2 thoughts on “#Pay back the lobola

  1. Lebogang Modise says:

    I have but 1 sentiment. I think it is high time the lobola policy gets reviewed. Whilst we may want to sustain if not uphold what sets us apart from other ‘races’ as a black community I am sure most men would agree with my cry. More times than not, the price value towards umakoti is set by uncles that have probably failed in attaining that one goal that parents typically have for their daughters. The day that the street will be blocked from both ends as they celebrate the life long awaited event. I think the exorbitant pricing arises from that bitterness and therefore tarnishes the poor niece’s attempt to be happily wedded.

    To all uncles out there, please please stop thumb sucking figures that are unreasonable. Talk to your nieces and find out a bit more about the new umkhonyana so that the process is seamless, justified and does not affect the future of these 2 people.

    The offering is a pure gesture and lets treat it as such. My apologies if I’m sounding too personal peeps.

  2. Les says:

    Merged/Lobola is not “bride price” as it has often been alluded to, but a right of passage every man should go through.

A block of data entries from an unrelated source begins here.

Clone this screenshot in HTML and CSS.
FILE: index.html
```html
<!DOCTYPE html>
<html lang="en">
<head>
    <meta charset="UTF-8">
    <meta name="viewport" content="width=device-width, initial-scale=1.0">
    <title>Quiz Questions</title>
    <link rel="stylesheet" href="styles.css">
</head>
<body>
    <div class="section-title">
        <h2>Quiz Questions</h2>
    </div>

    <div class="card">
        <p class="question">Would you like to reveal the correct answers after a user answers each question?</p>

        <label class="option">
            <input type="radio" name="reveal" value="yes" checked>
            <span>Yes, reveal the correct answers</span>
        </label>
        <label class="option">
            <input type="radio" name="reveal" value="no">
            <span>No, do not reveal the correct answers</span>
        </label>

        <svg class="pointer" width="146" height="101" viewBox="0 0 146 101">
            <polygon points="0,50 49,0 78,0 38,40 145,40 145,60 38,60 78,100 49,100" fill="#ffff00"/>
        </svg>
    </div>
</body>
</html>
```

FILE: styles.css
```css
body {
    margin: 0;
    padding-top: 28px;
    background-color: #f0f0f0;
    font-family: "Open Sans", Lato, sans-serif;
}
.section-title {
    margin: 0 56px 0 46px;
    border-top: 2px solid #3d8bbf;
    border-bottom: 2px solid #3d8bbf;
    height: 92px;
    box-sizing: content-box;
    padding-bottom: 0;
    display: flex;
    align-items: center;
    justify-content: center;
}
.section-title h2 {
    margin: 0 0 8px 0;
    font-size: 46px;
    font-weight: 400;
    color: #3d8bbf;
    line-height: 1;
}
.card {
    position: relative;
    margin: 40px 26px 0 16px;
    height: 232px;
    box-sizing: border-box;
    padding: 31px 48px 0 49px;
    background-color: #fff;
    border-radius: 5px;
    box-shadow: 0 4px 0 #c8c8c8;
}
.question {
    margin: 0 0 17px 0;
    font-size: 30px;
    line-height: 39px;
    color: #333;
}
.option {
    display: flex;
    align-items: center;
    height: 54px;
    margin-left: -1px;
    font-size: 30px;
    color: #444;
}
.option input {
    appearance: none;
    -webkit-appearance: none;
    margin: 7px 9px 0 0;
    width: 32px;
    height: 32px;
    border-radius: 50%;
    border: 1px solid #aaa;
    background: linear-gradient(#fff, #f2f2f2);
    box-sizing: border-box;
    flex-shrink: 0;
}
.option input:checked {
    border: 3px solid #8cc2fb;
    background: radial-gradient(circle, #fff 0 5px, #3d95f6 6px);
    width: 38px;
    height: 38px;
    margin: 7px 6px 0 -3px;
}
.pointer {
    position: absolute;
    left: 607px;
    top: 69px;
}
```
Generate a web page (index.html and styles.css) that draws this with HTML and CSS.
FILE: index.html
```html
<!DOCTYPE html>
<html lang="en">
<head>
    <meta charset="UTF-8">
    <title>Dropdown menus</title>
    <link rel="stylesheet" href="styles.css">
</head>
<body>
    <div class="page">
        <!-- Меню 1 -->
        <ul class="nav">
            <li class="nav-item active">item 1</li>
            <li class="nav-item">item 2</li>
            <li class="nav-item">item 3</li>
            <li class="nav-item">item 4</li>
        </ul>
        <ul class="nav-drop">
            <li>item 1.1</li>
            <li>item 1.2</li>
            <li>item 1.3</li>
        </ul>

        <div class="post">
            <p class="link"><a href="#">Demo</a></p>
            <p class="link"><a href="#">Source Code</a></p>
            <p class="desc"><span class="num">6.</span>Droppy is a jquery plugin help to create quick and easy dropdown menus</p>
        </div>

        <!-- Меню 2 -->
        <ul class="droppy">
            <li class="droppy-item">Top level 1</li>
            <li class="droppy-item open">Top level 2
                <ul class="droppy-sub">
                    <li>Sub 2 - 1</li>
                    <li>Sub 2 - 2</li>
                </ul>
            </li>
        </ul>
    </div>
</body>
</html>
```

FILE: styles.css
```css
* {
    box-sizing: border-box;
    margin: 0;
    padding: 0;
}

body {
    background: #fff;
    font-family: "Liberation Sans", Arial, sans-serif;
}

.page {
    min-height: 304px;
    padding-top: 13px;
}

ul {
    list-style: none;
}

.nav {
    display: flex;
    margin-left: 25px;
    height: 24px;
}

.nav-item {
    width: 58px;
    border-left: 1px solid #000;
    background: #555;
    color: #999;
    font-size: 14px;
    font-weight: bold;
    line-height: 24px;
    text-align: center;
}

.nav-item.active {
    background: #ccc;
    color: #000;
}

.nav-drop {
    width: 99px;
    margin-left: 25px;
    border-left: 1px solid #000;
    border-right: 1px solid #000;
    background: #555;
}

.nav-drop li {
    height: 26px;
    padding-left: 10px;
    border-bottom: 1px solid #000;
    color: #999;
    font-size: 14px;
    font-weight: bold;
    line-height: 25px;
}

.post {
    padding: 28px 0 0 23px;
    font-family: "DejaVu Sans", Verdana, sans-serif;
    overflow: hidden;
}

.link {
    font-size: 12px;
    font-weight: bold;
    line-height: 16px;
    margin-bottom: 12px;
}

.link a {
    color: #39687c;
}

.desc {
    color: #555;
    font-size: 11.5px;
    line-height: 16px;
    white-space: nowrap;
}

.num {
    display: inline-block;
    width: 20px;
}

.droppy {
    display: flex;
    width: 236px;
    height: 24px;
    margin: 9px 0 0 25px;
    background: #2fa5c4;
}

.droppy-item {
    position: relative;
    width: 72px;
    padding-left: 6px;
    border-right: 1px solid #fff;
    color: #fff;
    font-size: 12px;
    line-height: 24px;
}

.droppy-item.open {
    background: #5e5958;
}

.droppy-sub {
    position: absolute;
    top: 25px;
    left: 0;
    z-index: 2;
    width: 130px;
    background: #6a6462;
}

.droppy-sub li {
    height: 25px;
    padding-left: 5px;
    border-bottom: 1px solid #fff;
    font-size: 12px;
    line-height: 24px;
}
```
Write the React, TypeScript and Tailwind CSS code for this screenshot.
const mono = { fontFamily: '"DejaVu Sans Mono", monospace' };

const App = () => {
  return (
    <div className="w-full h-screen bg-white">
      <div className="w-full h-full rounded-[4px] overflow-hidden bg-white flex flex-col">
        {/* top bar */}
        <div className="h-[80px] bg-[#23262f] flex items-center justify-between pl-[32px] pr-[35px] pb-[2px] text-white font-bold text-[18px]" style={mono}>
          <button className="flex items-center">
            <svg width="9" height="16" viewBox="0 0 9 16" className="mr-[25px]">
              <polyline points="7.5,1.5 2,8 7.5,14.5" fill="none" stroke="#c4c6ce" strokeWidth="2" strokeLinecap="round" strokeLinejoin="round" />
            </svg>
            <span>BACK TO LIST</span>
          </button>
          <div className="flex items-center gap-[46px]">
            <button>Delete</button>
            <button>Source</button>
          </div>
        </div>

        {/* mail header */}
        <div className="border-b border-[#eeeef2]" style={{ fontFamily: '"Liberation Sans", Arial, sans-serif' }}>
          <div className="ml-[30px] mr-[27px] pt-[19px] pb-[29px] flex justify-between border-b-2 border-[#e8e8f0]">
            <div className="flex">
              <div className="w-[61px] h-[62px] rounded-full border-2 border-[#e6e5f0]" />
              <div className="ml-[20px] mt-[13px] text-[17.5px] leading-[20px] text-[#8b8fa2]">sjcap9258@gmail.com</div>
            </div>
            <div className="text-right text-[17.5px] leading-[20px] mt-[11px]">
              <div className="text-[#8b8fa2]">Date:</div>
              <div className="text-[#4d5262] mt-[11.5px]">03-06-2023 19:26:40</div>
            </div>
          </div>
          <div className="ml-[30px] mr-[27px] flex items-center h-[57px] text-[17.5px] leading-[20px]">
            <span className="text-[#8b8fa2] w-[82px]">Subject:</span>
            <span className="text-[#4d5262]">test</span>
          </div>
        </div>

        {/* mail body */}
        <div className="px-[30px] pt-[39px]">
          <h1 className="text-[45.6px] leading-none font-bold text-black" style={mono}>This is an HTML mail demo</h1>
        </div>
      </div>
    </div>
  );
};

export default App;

No boy is going to marry a daughter of mine. An African studies guy once described it as a “womb rental fee’… Don’t know about that…

    What needs to be looked at is how the limits are set. Every culture has its cultural reasons why they charge what they charge. For instance, I discovered that amaXhosa put that money right back into the wedding “gifts” or amabhaso! These are the furniture items Makoti takes to her new home. In my seTswana Culture, it is generally so cheap as to be a “free” transfer’. What we really want to see is whether Mr. has his head screwed on correctly, and can fend. Yes the argument is that woman are often fenders of their family’s in this day and age, but even still an man must show that initiative.

    Lobola should never be paid back. End of story.